【前言】他的批評使我成了世上最幸運的人
◎文/瑞蒙.卡佛(短篇小說大師)
很久以前,我妻子和我帶著家中兩個小嬰兒從華盛頓州亞基馬市遷居加州奇科市郊區的一個小鎮——當時是一九五八年的夏天。我們在那裡找到一間老房子,付了二十五美元的月租。為了搬家,我還跟一個叫做比爾.巴頓的藥師借了一百二十五美元,先前我曾經幫他到處分送處方藥。
我會這麼說,是因為當年我跟妻子實在是一貧如洗。我們要幹活才有飯吃,但是我打算到當時還叫做奇科州立學院的學校去修課。但是,還記得打從好久好久以前,早在我們還沒為了改變生活而去追尋我們的「加州夢」之前,我就想要當作家了。

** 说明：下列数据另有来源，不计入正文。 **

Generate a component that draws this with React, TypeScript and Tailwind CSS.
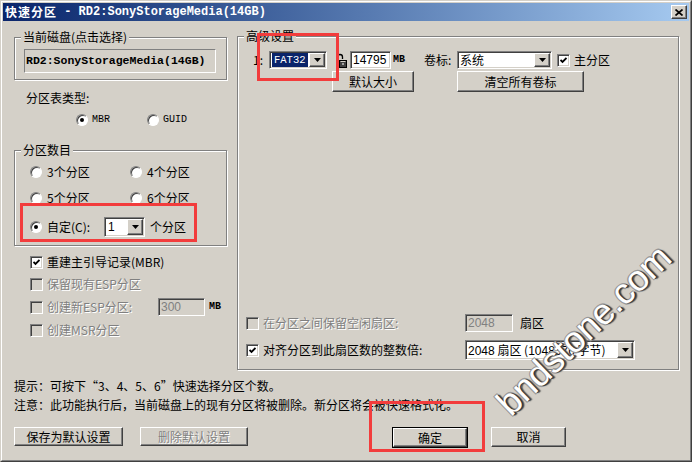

我想寫作,寫什麼都可以,小說當然就不必說了,也想寫詩,寫劇作、影視劇本,或者幫我當時在讀的《野外運動》、《大船》與《男子漢》等雜誌,還有當地的報紙寫文章,總之就是把一些字句湊在一起,讓它們看來通順,除了我之外也有人想讀。但是,在我們搬家時,我打從心裡感覺到自己該接受一點教育才能當上作家。可以確定的是,與現在相較,當年我對教育的評價高多了,但這也是因為如今我年紀較大,而且也受過了教育。據我所知,我的家族從來沒有人上過大學,甚至最多都是只念到八年級的義務教育而已。我什麼都不懂,唯一懂的就是自己什麼都不懂。